* [Data segment]:
————
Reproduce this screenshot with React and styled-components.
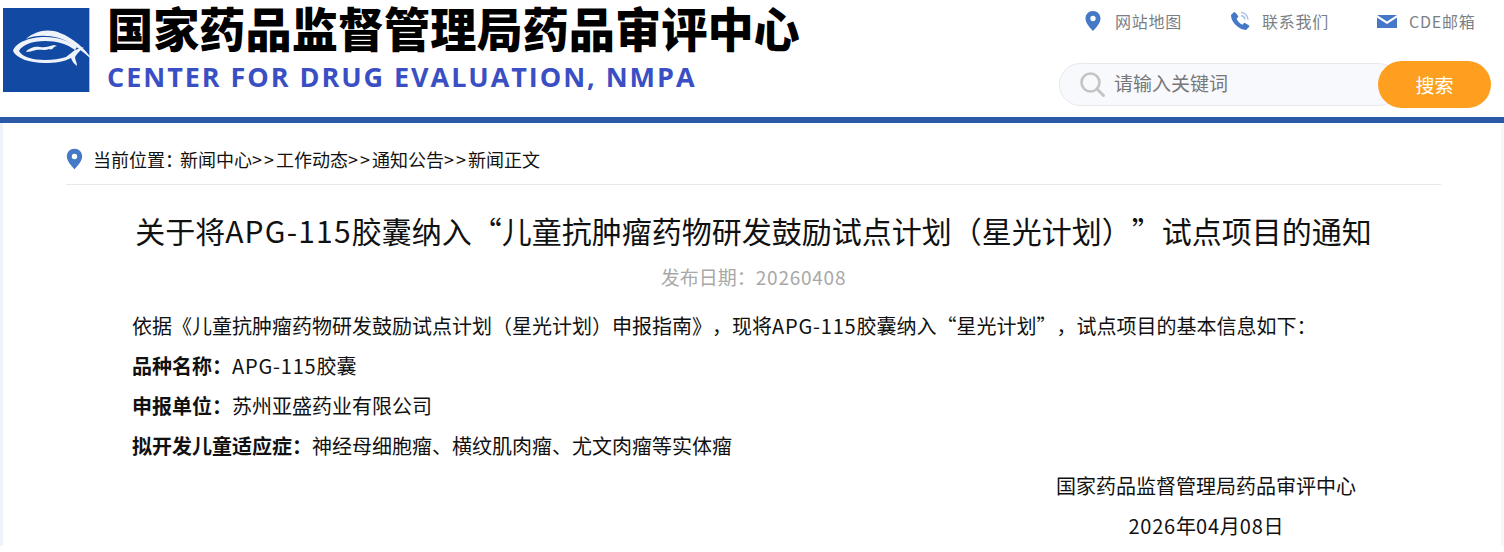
import React from "react";
import styled, { createGlobalStyle } from "styled-components";

const Global = createGlobalStyle`
  html, body { margin: 0; padding: 0; background: #fff; }
  body { font-family: "Noto Sans CJK SC", "Liberation Sans", sans-serif; color: #111; overflow: hidden; text-spacing-trim: space-all; font-kerning: none; }
  * { box-sizing: border-box; }
`;

const Page = styled.div`width: 1504px; height: 552px; overflow: hidden; background: #fff;`;

const Header = styled.header`
  height: 123px;
  border-bottom: 6px solid #2b59a5;
  padding: 8px 13px 0 3px;
  display: flex;
  justify-content: space-between;
`;
const Brand = styled.div`display: flex; gap: 14px; align-items: flex-start;`;
const BrandText = styled.div`display: flex; flex-direction: column; margin-top: -4px;`;
const BrandCn = styled.div`
  font-size: 46.2px; font-weight: 900; line-height: 46px; color: #000; white-space: nowrap;
`;
const BrandEn = styled.div`
  margin-top: 11px; font-family: "Open Sans", sans-serif; font-size: 27px; font-weight: 700; line-height: 32px;
  letter-spacing: 1.95px; color: #3a4fc4; white-space: nowrap;
`;

const Tools = styled.div`width: 432px; display: flex; flex-direction: column;`;
const NavRow = styled.nav`
  display: flex; gap: 48px; padding: 1px 0 0 24px; height: 53px; align-items: flex-start;
`;
const NavItem = styled.a`
  display: flex; align-items: center; gap: 12px; height: 24px; font-size: 16px; letter-spacing: 0.75px;
  color: #7a7f86; white-space: nowrap;
`;
const NavIcon = styled.svg`width: 20px; height: 20px; flex: none; margin-top: 0;`;

const Search = styled.form`display: flex; align-items: center; height: 47px; margin: 0;`;
const SearchField = styled.div`
  flex: 1; height: 43px; margin-right: -22px; border: 1px solid #e6e8ec; border-radius: 22px;
  background: #f8f9fc; display: flex; align-items: center; gap: 8px; padding: 0 0 4px 19px;
  font-size: 19px; color: #777; white-space: nowrap;
`;
const SearchBtn = styled.button`
  position: relative; width: 113px; height: 47px; border: 0; border-radius: 24px; background: #ff9f1f;
  color: #fff; font: 400 19px "Noto Sans CJK SC", sans-serif; padding-top: 0;
`;

const Main = styled.main`
  margin: 0 3px; padding: 0 60px 0 63px;
  box-shadow: -3px 0 0 #eef3fb, 3px 0 0 #f4f7fc;
`;
const Crumbs = styled.div`
  height: 62px; border-bottom: 1px solid #e8e8e8; display: flex; align-items: flex-start; gap: 10px;
  padding-top: 21px; font-size: 18px; line-height: 30px; color: #111; white-space: nowrap;
`;
const PinIcon = styled.svg`width: 17px; height: 22px; flex: none; margin-top: 4px;`;
const Arrows = styled.span`letter-spacing: 2px;`;
const Colon = styled.span`letter-spacing: -3px;`;

const Title = styled.h1`
  margin: 23px 0 0; font-size: 30px; font-weight: 400; line-height: 44px; text-align: center; white-space: nowrap;
  color: #111;
`;
const DateLine = styled.div`
  margin-top: 10px; font-size: 19px; line-height: 30px; text-align: center; color: #a8a8a8;
`;
const Latin = styled.span`letter-spacing: 0.04em;`;
const Body = styled.section`padding: 14px 0 0 66px; font-size: 20px; line-height: 40px; color: #111;`;
const Para = styled.p`margin: 0; white-space: nowrap;`;
const Strong = styled.b`font-weight: 700;`;
const Sign = styled.div`width: 300px; margin: 0 85px 0 auto; text-align: center; white-space: nowrap;`;

const Pin = ({ as: C = "svg", ...p }) => (
  <C viewBox="0 0 20 24" {...p}>
    <path d="M10 0C4.7 0 1 4 1 9c0 5.600 5.600 11.300 9 15 3.400-3.700 9-9.400 9-15 0-5-3.700-9-9-9z" fill="#4678c8" />
    <circle cx="10" cy="9" r="3.200" fill="#fff" />
  </C>
);

const Logo = () => (
  <svg width="90" height="84" viewBox="0 0 90 84" style={{ flex: "none", display: "block" }}>
    <defs>
      <filter id="soft" x="-10%" y="-10%" width="120%" height="120%">
        <feGaussianBlur stdDeviation="0.6" />
      </filter>
    </defs>
    <rect width="86" height="84" fill="#124aa3" />
    <rect x="86" width="1" height="84" fill="#a9bfe0" />
    <g fill="#eef3fb" filter="url(#soft)">
      <path d="M23 31C32 23 45 20 57 25 70 30 82 40 90 53 80 43 68 34 56 30 44 27 32 27 23 31z" />
      <g transform="translate(3 -6)">
        <path d="M7 49c3-9 17-14 32-14 13 0 24 4 32 10l-2 3c-8-6-18-9-30-9-13 0-23 4-26 10 3 6 14 9 26 9 8 0 15-1 21-3l9-7 9-3c-3 3-7 6-9 10 0 3 2 5 2 9-3-2-5-5-6-8-7 4-16 5-26 5-16 0-29-5-32-12z" />
        <path d="M20 50c2-4 10-6 14-5 6 1 9-1 14-2l3 1-3 1c-1 2-3 3-5 2-5 2-8 0-13 1-4 1-7 2-10 2z" />
      </g>
    </g>
  </svg>
);

export default function App() {
  return (
    <Page lang="zh-CN">
      <Global />
      <Header>
        <Brand>
          <Logo />
          <BrandText>
            <BrandCn>国家药品监督管理局药品审评中心</BrandCn>
            <BrandEn>CENTER FOR DRUG EVALUATION, NMPA</BrandEn>
          </BrandText>
        </Brand>
        <Tools>
          <NavRow>
            <NavItem>
              <Pin as={NavIcon} />
              网站地图
            </NavItem>
            <NavItem>
              <NavIcon viewBox="0 0 20 20">
                <path d="M3.500 1.500 1 4c-.5 6 7.500 15 15 15l3-3c.5-.7.300-1.300-.3-1.700l-3.300-2c-.7-.4-1.300-.3-1.800.2l-1.200 1.300c-2.300-1-5-3.800-5.800-6l1.200-1.200c.6-.6.600-1.200.2-1.800L5.300 1.600c-.5-.6-1.200-.6-1.800-.1z" fill="#4678c8" />
                <path d="M11 1.500c3.700.3 6.700 3 7 7M11 4.500c2 .2 3.600 1.800 3.900 3.800" fill="none" stroke="#a9c0e6" strokeWidth="1.600" />
              </NavIcon>
              联系我们
            </NavItem>
            <NavItem>
              <NavIcon viewBox="0 0 20 20">
                <path d="M0 4h20L10 10.500z" fill="#4678c8" />
                <path d="M0 6.500 10 13l10-6.500V17H0z" fill="#4678c8" />
              </NavIcon>
              CDE邮箱
            </NavItem>
          </NavRow>
          <Search onSubmit={(e) => e.preventDefault()}>
            <SearchField>
              <svg width="27" height="27" viewBox="0 0 27 27" style={{ flex: "none", marginTop: 3 }}>
                <circle cx="11.500" cy="11.500" r="9" fill="none" stroke="#c4c4c4" strokeWidth="2.600" />
                <path d="m18.500 18.500 6 6" stroke="#c4c4c4" strokeWidth="3" strokeLinecap="round" />
              </svg>
              请输入关键词
            </SearchField>
            <SearchBtn type="button">搜索</SearchBtn>
          </Search>
        </Tools>
      </Header>
      <Main>
        <Crumbs>
          <Pin as={PinIcon} />
          <span>
            当前位置<Colon>：</Colon>新闻中心<Arrows>&gt;&gt;</Arrows>工作动态<Arrows>&gt;&gt;</Arrows>通知公告<Arrows>&gt;&gt;</Arrows>新闻正文
          </span>
        </Crumbs>
        <Title>关于将<Latin>APG-115</Latin>胶囊纳入“儿童抗肿瘤药物研发鼓励试点计划（星光计划）”试点项目的通知</Title>
        <DateLine>发布日期：<Latin>20260408</Latin></DateLine>
        <Body>
          <Para>依据《儿童抗肿瘤药物研发鼓励试点计划（星光计划）申报指南》，现将<Latin>APG-115</Latin>胶囊纳入“星光计划”，试点项目的基本信息如下：</Para>
          <Para><Strong>品种名称：</Strong><Latin>APG-115</Latin>胶囊</Para>
          <Para><Strong>申报单位：</Strong>苏州亚盛药业有限公司</Para>
          <Para><Strong>拟开发儿童适应症：</Strong>神经母细胞瘤、横纹肌肉瘤、尤文肉瘤等实体瘤</Para>
          <Sign>国家药品监督管理局药品审评中心</Sign>
          <Sign><Latin>2026</Latin>年<Latin>04</Latin>月<Latin>08</Latin>日</Sign>
        </Body>
      </Main>
    </Page>
  );
}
————
* [Prompt]: Pick out each line in the material containing "components".

* [Task output]:
Reproduce this screenshot with React and styled-components.
import styled, { createGlobalStyle } from "styled-components";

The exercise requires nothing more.